When I was reading a few posts of coloring tips, a number of the experts said not to outline your drawing with your colored pencils. Apparently, the outlining means you’re not going to have a realistic-looking product and that’s not how the professional artists do it. Oh well. I’ve always liked to outline my coloring pictures. Even when I was a kid I’d outline the shapes with whatever crayon I was using. A lot of times, I’ll outline with a darker color and then fill in the shape with a lighter color, and I like the way that looks. It’s my own way to add interest to the picture (which I discovered while coloring as a kid). Is it wrong? Not to me. Like I said, I like the way it looks, and since it’s my coloring page I’m going to do it the way I want to do it. It’s the same with coloring outside the lines. I like it when my coloring pencils or crayons end up outside the line because then then I’m doing the next color they blend a bit. How maddening, to feel like your coloring page is all wrong if your hand slipped and some color ended up on the other side of the black line.

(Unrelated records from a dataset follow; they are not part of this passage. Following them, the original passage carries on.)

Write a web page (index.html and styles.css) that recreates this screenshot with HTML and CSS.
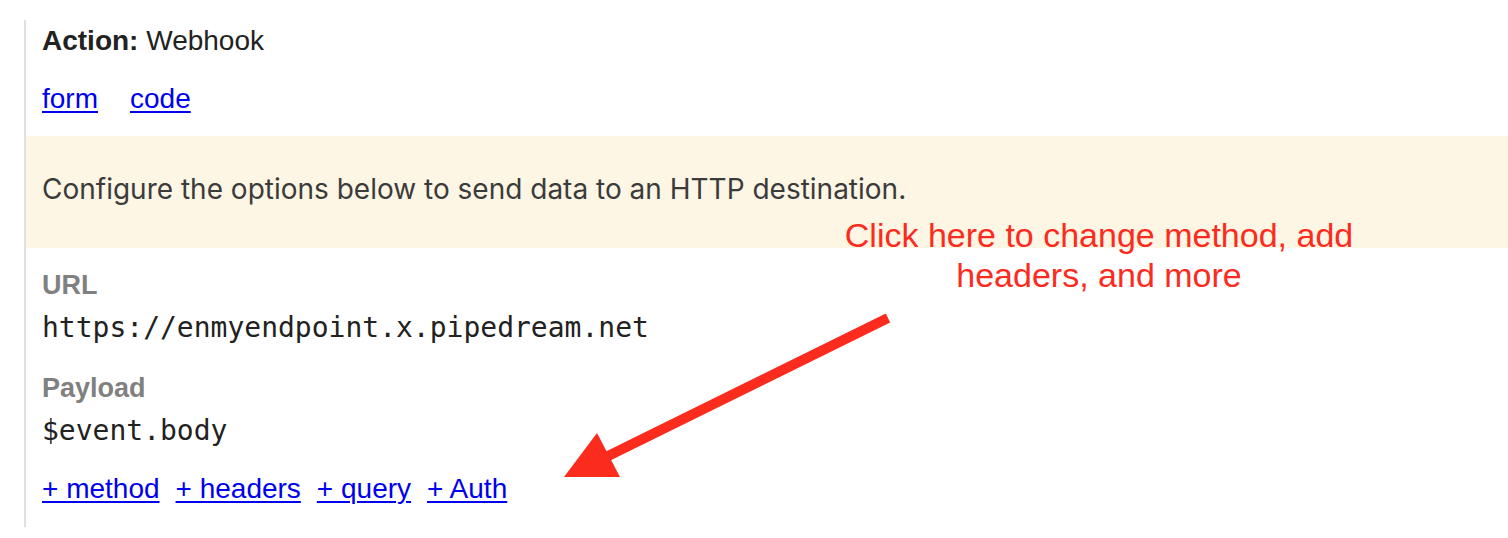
FILE: index.html
```html
<!DOCTYPE html>
<html>
<head>
<meta charset="utf-8">
<link rel="stylesheet" href="styles.css">
</head>
<body>
<div class="page">
  <div class="panel">
    <div class="title"><b>Action:</b> Webhook</div>
    <div class="tabs"><a href="#">form</a><a href="#">code</a></div>
    <div class="notice">Configure the options below to send data to an HTTP destination.</div>
    <div class="field">
      <div class="label">URL</div>
      <div class="value">https://enmyendpoint.x.pipedream.net</div>
    </div>
    <div class="field">
      <div class="label">Payload</div>
      <div class="value">$event.body</div>
    </div>
    <div class="adds"><a href="#">+ method</a><a href="#">+ headers</a><a href="#">+ query</a><a href="#">+ Auth</a></div>
  </div>
  <div class="note">Click here to change method, add<br>headers, and more</div>
  <svg class="arrow" width="1508" height="538" viewBox="0 0 1508 538">
    <line x1="888" y1="318" x2="600" y2="460" stroke="#fb2b1e" stroke-width="10"/>
    <polygon points="597,433 564,477 620,477" fill="#fb2b1e"/>
  </svg>
</div>
</body>
</html>
```
FILE: styles.css
```css
html, body {
  margin: 0;
  padding: 0;
  background: #fff;
}
.page {
  position: relative;
  width: 1508px;
  height: 538px;
  overflow: hidden;
  padding-top: 20px;
  box-sizing: border-box;
}
.panel {
  margin-left: 24px;
  border-left: 2px solid #dde1e6;
  padding: 5px 0 22px 16px;
  font-family: "Liberation Sans", Arial, sans-serif;
  font-size: 28px;
  line-height: 32px;
  color: #222;
}
.title b {
  font-weight: bold;
}
.tabs {
  margin-top: 26px;
  display: flex;
  gap: 32px;
}
a {
  color: #0000ee;
  text-decoration: underline;
  text-underline-offset: 3px;
  text-decoration-thickness: 2px;
}
.notice {
  margin: 21px 0 0 -16px;
  padding: 37px 16px 43px 16px;
  background: #fef6e4;
  font-family: Inter, "Noto Sans", sans-serif;
  font-size: 28px;
  line-height: 32px;
  color: #3b3b3b;
}
.field {
  margin-top: 21px;
}
.field + .field {
  margin-top: 27px;
}
.label {
  font-weight: bold;
  font-size: 27px;
  color: #808080;
}
.value {
  margin-top: 10px;
  font-family: "DejaVu Sans Mono", monospace;
  font-size: 28px;
  line-height: 34px;
  color: #222;
}
.adds {
  margin-top: 25px;
  display: flex;
  gap: 16px;
}
.note {
  position: absolute;
  left: 799px;
  top: 215px;
  width: 600px;
  text-align: center;
  font-family: "Liberation Sans", Arial, sans-serif;
  font-size: 34px;
  line-height: 40px;
  color: #fb2b1e;
}
.arrow {
  position: absolute;
  left: 0;
  top: 0;
}
```
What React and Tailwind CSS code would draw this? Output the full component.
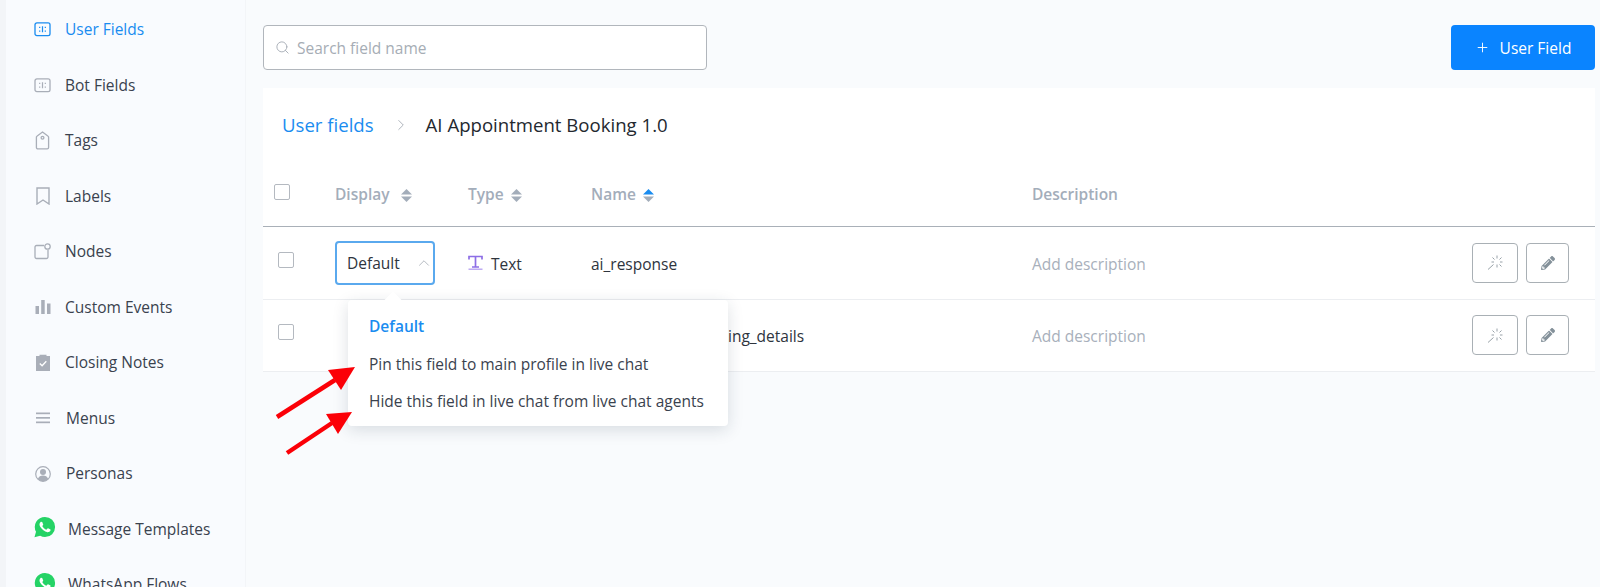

There are many posts out there for writers about how to do things. Write in these genres if you want to make money. Publish this many books a year. Set your books at these prices. Grow your social media presence and build your author platform. But what if your heart is calling you in a different direction? What if you don’t want to limit your writing to certain genres, or what if you have another life outside of your writing life like I do and you can only publish one book a year? Does that mean that you won’t have any career as a writer? Not at all. It means that you get to decide what kind of career you’re going to have. If I’ve learned anything over nearly five years as an author/publisher, it’s that I have to run my writing career the way I want to. I have to write my stories the way I want to write them, and if I color outside the lines with my words on occasion then I’m okay with that. That’s my way.

Here are my own tips for coloring (and they apply to writing as well):

1. Choose pictures you want to color. If you don’t love the picture, colorng it will be a chore. The same goes for writing. Write something you’re excited to get back to. If you’re not excited about it, it’s going to be hard to convince readers your writing is worth their time.

2. Choose your own colors. You can use a color wheel to examine which colors go together, or you can choose whatever you want to choose because you want to choose it. You can choose them ahead of time, or you can choose them in the moment. For writing, you get to decide how you use language. You get to decide how you’ll string phrases together. Some blends you may not like. That’s okay. You tried it, you didn’t like it, so try it again until you find something you do like.

3. Don’t compare your pictures (or your writing) to anyone else. Do your own thing. Find our own style.

4. Make coloring (and writing) fun. Listen to your favorite music. Turn off your electronic devices and other distractions. Make your coloring (and your writing) time special so you’re looking forward to getting back to it.

You can let the experts tell you what to do and how to do it, or you can find your own way. Whether I’m coloring or writing, I find it a lot more fulfilling to find my own way.